**Problem requirements:**
For each line below that includes the word "React", make a copy.

◆ ◆ ◆ ◆ ◆ ◆ ◆

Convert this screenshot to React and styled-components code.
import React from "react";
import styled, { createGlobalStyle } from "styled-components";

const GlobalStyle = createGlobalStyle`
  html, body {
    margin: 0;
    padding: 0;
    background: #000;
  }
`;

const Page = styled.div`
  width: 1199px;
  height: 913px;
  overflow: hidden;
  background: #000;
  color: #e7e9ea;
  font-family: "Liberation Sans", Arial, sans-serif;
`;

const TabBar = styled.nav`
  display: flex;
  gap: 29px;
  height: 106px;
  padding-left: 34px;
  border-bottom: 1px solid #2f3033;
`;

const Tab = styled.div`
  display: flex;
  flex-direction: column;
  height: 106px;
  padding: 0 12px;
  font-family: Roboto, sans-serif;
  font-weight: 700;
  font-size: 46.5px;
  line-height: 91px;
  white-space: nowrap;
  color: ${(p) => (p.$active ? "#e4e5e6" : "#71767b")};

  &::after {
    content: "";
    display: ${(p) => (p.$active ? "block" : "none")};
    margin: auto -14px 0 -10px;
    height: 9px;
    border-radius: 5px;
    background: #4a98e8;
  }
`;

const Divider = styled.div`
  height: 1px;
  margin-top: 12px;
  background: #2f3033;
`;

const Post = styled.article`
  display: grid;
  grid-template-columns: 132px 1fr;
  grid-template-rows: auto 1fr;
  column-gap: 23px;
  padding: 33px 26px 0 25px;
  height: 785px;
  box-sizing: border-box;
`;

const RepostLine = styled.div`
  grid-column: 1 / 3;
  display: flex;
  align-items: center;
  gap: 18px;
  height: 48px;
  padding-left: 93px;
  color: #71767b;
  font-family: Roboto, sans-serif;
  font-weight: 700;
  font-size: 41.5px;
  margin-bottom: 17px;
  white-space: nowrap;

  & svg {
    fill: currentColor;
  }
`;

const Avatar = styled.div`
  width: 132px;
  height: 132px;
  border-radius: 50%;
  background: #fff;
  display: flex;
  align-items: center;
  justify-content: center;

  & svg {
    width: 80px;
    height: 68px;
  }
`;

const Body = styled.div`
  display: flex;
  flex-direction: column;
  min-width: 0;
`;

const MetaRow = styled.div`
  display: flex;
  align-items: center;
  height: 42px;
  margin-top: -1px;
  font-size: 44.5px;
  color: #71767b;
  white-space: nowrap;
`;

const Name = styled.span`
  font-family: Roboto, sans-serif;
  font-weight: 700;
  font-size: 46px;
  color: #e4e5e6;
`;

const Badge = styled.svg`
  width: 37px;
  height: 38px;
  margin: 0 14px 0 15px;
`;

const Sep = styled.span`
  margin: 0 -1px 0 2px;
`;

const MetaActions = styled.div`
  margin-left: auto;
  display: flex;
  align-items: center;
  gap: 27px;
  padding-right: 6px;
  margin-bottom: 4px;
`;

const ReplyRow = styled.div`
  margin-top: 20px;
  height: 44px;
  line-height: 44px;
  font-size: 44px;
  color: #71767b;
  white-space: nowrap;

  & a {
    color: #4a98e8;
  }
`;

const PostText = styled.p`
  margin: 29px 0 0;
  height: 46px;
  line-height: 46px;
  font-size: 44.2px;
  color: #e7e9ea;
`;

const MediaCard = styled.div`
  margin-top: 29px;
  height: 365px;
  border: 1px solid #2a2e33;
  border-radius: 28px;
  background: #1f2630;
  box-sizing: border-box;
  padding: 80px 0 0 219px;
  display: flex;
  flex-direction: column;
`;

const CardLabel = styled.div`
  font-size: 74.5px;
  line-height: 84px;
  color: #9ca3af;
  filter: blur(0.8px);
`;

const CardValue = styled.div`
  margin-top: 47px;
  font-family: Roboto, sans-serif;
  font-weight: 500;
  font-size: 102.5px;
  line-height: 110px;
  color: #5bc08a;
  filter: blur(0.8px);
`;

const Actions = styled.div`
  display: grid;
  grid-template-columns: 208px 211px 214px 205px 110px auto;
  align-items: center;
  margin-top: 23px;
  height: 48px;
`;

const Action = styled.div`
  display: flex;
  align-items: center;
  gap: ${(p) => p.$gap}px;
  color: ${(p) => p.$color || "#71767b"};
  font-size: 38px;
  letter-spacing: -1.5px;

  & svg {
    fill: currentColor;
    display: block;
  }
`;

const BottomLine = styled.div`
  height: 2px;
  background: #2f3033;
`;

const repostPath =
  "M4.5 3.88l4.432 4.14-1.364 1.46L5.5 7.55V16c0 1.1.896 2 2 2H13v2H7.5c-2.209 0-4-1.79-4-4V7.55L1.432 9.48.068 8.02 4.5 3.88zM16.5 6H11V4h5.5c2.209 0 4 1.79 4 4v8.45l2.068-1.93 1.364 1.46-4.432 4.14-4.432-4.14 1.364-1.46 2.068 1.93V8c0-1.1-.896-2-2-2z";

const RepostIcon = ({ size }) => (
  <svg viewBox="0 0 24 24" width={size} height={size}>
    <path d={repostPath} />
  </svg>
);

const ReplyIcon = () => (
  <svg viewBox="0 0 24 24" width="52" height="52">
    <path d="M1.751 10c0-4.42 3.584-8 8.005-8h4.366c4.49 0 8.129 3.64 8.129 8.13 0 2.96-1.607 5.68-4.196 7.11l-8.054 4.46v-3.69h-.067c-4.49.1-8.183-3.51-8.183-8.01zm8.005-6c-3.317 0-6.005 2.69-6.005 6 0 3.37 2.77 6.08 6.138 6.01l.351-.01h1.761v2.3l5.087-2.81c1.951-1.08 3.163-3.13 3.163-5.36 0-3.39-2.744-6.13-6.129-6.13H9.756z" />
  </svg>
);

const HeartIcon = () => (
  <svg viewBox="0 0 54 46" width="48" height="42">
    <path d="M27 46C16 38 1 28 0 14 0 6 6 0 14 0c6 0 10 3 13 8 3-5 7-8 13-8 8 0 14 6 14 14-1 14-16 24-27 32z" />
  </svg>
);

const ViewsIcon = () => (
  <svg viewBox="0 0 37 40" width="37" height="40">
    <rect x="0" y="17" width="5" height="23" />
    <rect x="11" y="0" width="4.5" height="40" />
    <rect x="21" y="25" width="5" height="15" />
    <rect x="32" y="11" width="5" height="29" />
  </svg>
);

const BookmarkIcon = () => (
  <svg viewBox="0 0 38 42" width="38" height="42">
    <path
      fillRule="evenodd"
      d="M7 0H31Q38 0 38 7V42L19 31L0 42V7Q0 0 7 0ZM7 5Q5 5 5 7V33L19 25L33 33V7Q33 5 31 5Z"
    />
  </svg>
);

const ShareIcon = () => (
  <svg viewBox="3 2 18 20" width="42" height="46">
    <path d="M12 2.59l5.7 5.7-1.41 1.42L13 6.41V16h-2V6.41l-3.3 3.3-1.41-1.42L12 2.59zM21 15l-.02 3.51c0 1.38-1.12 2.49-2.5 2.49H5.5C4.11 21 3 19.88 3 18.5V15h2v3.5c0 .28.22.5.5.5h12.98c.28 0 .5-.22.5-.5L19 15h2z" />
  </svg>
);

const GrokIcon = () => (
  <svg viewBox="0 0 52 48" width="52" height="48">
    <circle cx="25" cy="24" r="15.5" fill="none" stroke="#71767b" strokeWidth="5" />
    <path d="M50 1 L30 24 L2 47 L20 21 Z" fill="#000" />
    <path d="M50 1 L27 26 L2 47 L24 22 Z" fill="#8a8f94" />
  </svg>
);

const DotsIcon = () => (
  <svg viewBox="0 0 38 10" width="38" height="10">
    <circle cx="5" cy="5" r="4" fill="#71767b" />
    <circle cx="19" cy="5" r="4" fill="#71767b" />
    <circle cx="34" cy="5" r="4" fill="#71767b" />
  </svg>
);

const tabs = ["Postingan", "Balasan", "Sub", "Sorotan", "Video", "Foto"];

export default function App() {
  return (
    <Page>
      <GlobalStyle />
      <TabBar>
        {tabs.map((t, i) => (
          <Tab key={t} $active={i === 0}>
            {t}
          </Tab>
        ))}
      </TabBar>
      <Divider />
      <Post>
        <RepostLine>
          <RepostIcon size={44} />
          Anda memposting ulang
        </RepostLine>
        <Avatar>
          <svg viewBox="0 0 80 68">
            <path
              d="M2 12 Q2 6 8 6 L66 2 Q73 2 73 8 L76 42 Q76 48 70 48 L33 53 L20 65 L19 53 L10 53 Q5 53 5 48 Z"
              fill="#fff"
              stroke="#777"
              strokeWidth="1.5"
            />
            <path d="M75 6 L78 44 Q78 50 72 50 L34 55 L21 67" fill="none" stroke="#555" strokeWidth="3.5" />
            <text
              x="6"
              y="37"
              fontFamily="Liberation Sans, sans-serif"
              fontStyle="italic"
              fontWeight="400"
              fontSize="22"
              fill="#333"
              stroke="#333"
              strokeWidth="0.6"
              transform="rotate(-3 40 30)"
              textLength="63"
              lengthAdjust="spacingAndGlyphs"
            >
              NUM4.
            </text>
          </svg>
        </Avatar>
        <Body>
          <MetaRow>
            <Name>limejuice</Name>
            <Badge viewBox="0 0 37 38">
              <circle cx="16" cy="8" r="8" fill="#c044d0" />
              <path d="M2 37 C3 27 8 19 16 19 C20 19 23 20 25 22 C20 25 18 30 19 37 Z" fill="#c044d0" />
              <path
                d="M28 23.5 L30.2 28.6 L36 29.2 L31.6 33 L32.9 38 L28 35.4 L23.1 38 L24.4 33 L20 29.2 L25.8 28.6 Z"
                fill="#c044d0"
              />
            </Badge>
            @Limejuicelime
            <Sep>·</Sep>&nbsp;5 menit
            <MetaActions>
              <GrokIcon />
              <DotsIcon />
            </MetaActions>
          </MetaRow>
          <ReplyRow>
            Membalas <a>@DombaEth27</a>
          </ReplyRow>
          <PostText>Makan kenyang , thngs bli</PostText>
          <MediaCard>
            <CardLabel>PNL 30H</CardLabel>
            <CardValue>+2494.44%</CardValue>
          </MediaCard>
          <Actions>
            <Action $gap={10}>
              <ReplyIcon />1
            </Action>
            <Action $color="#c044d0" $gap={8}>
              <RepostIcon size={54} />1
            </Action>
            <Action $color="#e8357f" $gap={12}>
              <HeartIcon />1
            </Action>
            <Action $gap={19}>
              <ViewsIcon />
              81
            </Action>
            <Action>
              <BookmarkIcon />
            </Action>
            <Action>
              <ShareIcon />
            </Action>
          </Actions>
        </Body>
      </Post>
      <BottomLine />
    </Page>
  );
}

◆ ◆ ◆ ◆ ◆ ◆ ◆

**Full solution:**
Convert this screenshot to React and styled-components code.
import React from "react";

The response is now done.